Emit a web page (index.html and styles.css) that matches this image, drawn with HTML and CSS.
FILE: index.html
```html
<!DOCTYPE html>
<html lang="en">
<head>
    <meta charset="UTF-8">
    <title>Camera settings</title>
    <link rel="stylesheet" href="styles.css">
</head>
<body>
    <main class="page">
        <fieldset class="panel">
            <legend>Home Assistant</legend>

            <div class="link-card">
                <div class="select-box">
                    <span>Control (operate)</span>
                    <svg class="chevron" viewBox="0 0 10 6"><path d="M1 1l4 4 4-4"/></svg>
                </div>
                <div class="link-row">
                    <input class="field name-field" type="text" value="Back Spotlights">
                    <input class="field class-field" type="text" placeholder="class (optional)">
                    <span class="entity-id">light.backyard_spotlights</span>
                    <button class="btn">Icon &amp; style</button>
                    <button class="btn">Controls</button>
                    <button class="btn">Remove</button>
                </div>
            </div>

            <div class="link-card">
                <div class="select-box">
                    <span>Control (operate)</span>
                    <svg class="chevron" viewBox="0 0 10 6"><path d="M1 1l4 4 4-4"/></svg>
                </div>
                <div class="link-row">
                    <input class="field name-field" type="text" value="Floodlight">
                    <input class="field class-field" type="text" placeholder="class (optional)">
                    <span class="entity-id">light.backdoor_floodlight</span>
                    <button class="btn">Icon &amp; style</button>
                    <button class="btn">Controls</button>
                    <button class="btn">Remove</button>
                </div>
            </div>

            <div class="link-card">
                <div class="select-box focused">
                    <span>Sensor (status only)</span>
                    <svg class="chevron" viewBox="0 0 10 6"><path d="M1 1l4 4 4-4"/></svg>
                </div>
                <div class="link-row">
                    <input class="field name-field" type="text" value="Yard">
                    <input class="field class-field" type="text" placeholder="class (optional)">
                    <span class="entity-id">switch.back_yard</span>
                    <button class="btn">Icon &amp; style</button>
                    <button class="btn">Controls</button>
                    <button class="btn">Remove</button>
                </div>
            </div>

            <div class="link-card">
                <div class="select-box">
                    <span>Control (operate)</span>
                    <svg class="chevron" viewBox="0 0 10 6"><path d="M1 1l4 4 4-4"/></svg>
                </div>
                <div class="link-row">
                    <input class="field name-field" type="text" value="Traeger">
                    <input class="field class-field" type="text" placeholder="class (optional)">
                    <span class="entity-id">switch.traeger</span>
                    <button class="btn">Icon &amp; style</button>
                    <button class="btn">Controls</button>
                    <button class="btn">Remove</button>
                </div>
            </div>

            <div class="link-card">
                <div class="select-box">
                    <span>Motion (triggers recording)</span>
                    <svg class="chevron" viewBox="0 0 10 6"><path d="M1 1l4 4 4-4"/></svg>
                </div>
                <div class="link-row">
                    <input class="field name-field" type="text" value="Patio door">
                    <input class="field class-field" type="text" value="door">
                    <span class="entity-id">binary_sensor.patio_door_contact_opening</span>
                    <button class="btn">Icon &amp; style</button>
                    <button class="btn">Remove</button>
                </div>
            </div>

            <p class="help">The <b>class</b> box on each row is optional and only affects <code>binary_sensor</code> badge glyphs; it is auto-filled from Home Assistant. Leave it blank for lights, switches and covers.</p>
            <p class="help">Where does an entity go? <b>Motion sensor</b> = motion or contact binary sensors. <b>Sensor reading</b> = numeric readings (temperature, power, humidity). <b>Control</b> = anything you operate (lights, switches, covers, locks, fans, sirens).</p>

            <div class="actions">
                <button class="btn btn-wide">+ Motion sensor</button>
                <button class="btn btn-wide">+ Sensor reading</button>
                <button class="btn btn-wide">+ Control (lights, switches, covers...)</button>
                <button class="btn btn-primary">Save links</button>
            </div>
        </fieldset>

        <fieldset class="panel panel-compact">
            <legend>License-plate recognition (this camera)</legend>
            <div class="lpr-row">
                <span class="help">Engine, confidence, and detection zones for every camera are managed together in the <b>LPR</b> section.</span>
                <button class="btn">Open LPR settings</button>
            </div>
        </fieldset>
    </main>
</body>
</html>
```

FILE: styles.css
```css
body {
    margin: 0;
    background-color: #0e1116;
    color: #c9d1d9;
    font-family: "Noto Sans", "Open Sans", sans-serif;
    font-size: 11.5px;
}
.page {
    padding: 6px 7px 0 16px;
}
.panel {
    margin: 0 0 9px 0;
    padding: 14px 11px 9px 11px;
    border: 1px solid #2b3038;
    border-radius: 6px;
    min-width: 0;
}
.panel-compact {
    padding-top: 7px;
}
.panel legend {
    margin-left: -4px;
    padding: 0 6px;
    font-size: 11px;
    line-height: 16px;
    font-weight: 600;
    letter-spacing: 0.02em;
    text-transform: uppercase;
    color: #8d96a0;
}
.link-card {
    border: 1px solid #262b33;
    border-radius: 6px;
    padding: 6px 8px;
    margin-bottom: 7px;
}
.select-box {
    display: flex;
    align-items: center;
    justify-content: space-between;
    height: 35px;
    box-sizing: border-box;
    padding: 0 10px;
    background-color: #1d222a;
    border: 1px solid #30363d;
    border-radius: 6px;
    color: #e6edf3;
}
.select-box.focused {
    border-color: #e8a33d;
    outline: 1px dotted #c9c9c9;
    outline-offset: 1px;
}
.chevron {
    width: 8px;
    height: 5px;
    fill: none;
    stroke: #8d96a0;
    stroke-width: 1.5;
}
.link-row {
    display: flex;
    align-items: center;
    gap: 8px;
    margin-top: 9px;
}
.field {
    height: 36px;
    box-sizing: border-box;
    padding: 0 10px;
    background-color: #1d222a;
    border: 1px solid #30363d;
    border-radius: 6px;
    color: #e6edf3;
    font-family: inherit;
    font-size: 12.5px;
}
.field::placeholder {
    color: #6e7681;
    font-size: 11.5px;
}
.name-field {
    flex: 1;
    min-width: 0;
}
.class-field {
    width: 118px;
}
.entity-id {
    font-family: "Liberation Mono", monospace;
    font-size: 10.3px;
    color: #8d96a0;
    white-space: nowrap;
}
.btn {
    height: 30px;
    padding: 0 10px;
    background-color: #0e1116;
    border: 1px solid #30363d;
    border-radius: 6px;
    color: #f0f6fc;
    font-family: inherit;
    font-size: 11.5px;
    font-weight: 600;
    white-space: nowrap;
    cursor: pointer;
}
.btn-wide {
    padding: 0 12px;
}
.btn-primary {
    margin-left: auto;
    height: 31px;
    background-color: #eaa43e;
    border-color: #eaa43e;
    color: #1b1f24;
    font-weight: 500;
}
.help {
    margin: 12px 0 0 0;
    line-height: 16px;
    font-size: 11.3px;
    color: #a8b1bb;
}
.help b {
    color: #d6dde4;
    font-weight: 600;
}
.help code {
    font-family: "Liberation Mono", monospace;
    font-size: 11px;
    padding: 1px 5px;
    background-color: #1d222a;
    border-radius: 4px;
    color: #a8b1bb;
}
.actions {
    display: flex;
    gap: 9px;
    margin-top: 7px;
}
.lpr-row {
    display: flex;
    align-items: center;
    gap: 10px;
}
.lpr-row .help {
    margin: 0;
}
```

* **WHAT TO DO**
Give the count of lines that hold the word "page", with nothing added.

* **EXERCISE ANSWER**
3